What, you thought after two straight years of big-time Cubs prospect debuts the well was dry? That more weren’t coming?
It’s funny, even as we were saying before the season that, at some point, the trio of Albert Almora, Willson Contreras, and Jeimer Candelario would make their big league debuts this season, it’s a strange thing when it actually happens. And I can say I definitely didn’t expect all three to debut before the Fourth of July, and I certainly didn’t expect all three to be on the roster at the same time on July 3.
But that’s where we are, as Jeimer Candelario is coming up to the big league team and starting at third base today. (Facing Noah freaking Syndergaard. Welcome to The Show, kid.)
It is at once really exciting to see all these youthful debuts, but, on the other hand, it also means things aren’t going perfectly at the big league level. With injuries to multiple players – the latest coming to Chris Coghlan, who hits the disabled list with a rib cage injury – the young players are being thrown to the wolves. At a minimum, it’s going to help with their long-term development. Probably.
As for Candelario, he’s been destroying AAA since an early season promotion from AA, which came after he tore up Spring Training, which came after he tore up the Arizona Fall League, which came after he tore up AA. Candelario is just 22, and is a third baseman by trade. With Kris Bryant’s extreme flexibility, the Cubs can afford to open up that position, temporarily, for Candelario, and use Bryant in the outfield, where he’s been incredibly good defensively. The rub, of course, is that, in that setup, when Candelario starts, Javy Baez would have to find a start elsewhere. It’s a good problem to have, and, in the end, I suspect it won’t last too long, as Baez is probably going to be the guy more able to help this team on a consistent basis at this point. Which is not to say getting Candelario a taste of the big leagues is a bad thing, even if it means he’s not starting regularly.

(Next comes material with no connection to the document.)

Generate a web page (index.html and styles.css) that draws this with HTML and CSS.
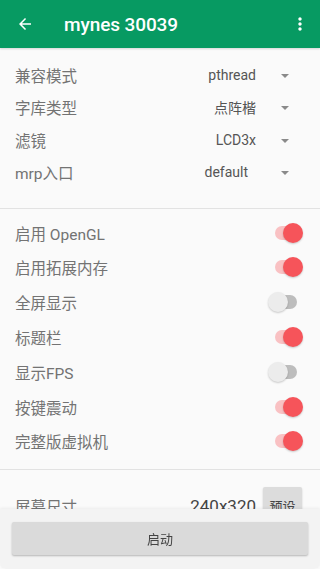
FILE: index.html
```html
<!DOCTYPE html>
<html lang="zh">
<head>
  <meta charset="UTF-8" />
  <meta name="viewport" content="width=device-width, initial-scale=1.0"/>
  <title>mynes 30039</title>
  <link rel="stylesheet" href="styles.css">
</head>
<body>
  <header class="appbar">
    <svg class="appbar-back" viewBox="0 0 24 24"><path d="M20 11H7.83l5.59-5.59L12 4l-8 8 8 8 1.41-1.41L7.83 13H20v-2z"/></svg>
    <h1 class="appbar-title">mynes 30039</h1>
    <svg class="appbar-more" viewBox="0 0 24 24"><path d="M12 8c1.1 0 2-.9 2-2s-.9-2-2-2-2 .9-2 2 .9 2 2 2zm0 2c-1.1 0-2 .9-2 2s.9 2 2 2 2-.9 2-2-.9-2-2-2zm0 6c-1.1 0-2 .9-2 2s.9 2 2 2 2-.9 2-2-.9-2-2-2z"/></svg>
  </header>

  <main class="settings">
    <section class="group group-spinners">
      <div class="row">
        <span class="label">兼容模式</span>
        <span class="spinner"><span class="spinner-value">pthread</span><span class="caret"></span></span>
      </div>
      <div class="row">
        <span class="label">字库类型</span>
        <span class="spinner"><span class="spinner-value">点阵楷</span><span class="caret"></span></span>
      </div>
      <div class="row">
        <span class="label">滤镜</span>
        <span class="spinner"><span class="spinner-value">LCD3x</span><span class="caret"></span></span>
      </div>
      <div class="row">
        <span class="label">mrp入口</span>
        <span class="spinner"><span class="spinner-value spinner-value-short">default</span><span class="caret"></span></span>
      </div>
    </section>

    <section class="group group-switches">
      <div class="row row-switch">
        <span class="label">启用 OpenGL</span>
        <span class="switch on"><span class="track"></span><span class="thumb"></span></span>
      </div>
      <div class="row row-switch">
        <span class="label">启用拓展内存</span>
        <span class="switch on"><span class="track"></span><span class="thumb"></span></span>
      </div>
      <div class="row row-switch">
        <span class="label">全屏显示</span>
        <span class="switch"><span class="track"></span><span class="thumb"></span></span>
      </div>
      <div class="row row-switch">
        <span class="label">标题栏</span>
        <span class="switch on"><span class="track"></span><span class="thumb"></span></span>
      </div>
      <div class="row row-switch">
        <span class="label">显示FPS</span>
        <span class="switch"><span class="track"></span><span class="thumb"></span></span>
      </div>
      <div class="row row-switch">
        <span class="label">按键震动</span>
        <span class="switch on"><span class="track"></span><span class="thumb"></span></span>
      </div>
      <div class="row row-switch">
        <span class="label">完整版虚拟机</span>
        <span class="switch on"><span class="track"></span><span class="thumb"></span></span>
      </div>
    </section>

    <section class="group group-size">
      <div class="row row-size">
        <span class="label">屏幕尺寸</span>
        <span class="size-value">240x320</span>
        <button type="button" class="btn-preset">预设</button>
      </div>
    </section>
  </main>

  <footer class="bottom-bar">
    <button type="button" class="btn-start">启动</button>
  </footer>
</body>
</html>
```

FILE: styles.css
```css
* {
    margin: 0;
    padding: 0;
    box-sizing: border-box;
}
html, body {
    height: 100%;
    overflow: hidden;
}
body {
    font-family: Roboto, "Noto Sans CJK SC", sans-serif;
    background: #fafafa;
    color: #666;
}
.appbar {
    height: 48px;
    background: #079a62;
    display: flex;
    align-items: center;
    color: #fff;
    box-shadow: 0 1px 2px rgba(0, 0, 0, 0.15);
}
.appbar-back {
    width: 18px;
    height: 18px;
    margin-left: 16px;
    fill: #fff;
}
.appbar-title {
    font-size: 19px;
    font-weight: 500;
    margin-left: 30px;
    flex: 1;
    letter-spacing: -0.1px;
}
.appbar-more {
    width: 20px;
    height: 20px;
    margin-right: 10px;
    fill: #fff;
}
.group {
    border-bottom: 1px solid #e2e2e2;
}
.group-spinners {
    padding: 11px 0 20px;
}
.group-switches {
    padding: 6px 0 10px;
}
.row {
    display: flex;
    align-items: center;
    height: 32.3px;
    padding: 0 15px;
}
.row-switch {
    height: 34.8px;
}
.label {
    flex: 1;
    font-size: 15.5px;
    color: #737373;
}
.spinner {
    display: flex;
    align-items: center;
}
.spinner-value {
    font-size: 14px;
    color: #555;
}
.spinner-value-short {
    margin-right: 8px;
}
.caret {
    width: 0;
    height: 0;
    border-left: 4px solid transparent;
    border-right: 4px solid transparent;
    border-top: 4px solid #8a8a8a;
    margin: 2px 16px 0 25px;
}
.switch {
    position: relative;
    width: 36px;
    height: 22px;
    margin-right: 1px;
}
.track {
    position: absolute;
    left: 7px;
    top: 4px;
    width: 22px;
    height: 14px;
    border-radius: 7px;
    background: #bdbdbd;
}
.thumb {
    position: absolute;
    left: 0;
    top: 1px;
    width: 20px;
    height: 20px;
    border-radius: 50%;
    background: #ececec;
    box-shadow: 0 1px 2px rgba(0, 0, 0, 0.2);
}
.switch.on .track {
    background: #f9c1c3;
}
.switch.on .thumb {
    left: 15px;
    background: #f6545a;
}
.group-size {
    border-bottom: none;
    padding-top: 16px;
}
.row-size {
    height: 40px;
}
.size-value {
    font-size: 17px;
    color: #444;
    margin-right: 7px;
}
.btn-preset {
    font-family: inherit;
    font-size: 13px;
    color: #444;
    background: #dcdcdc;
    border: none;
    border-radius: 2px;
    width: 39px;
    height: 38px;
    margin-right: 3px;
    box-shadow: 0 1px 2px rgba(0, 0, 0, 0.2);
}
.bottom-bar {
    position: fixed;
    left: 0;
    right: 0;
    bottom: 0;
    height: 60px;
    background: #f3f3f3;
    padding: 13px 12px 0;
    border-radius: 0 0 6px 6px;
    box-shadow: 0 -1px 3px rgba(0, 0, 0, 0.06);
}
.btn-start {
    width: 100%;
    height: 33px;
    font-family: inherit;
    font-size: 13px;
    color: #444;
    background: #dadada;
    border: none;
    border-radius: 2px;
    box-shadow: 0 1px 2px rgba(0, 0, 0, 0.25);
}
```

Throw in the fact that this could be a short-term move, and the fact that Candelario is already on the 40-man roster, his selection makes plenty of sense right now.
It’ll be interesting to see how he handles himself defensively, with scouting reports in recent years ranging from some of the most extremes I’ve seen – from “he can’t play there” to “he’s gonna be a Gold Glover”. It reminds me of what folks used to say about Bryant at third base, and, for what it’s probably not worth, that turned out pretty darn well. With Jon Lester on the mound, Joe Maddon has tended to prefer optimum defense on the left side of the field.
How long will Candelario stick around? Well, it depends on the rest of the roster and, of course, his performance. I suspect he’ll probably go right back down when Tommy La Stella is ready to return, which could come soon.
One more thing: Candelario is originally from New York, which means he’ll probably have a lot of friends and family in attendance. So it’s pretty awesome that he’s going to get to make his debut there.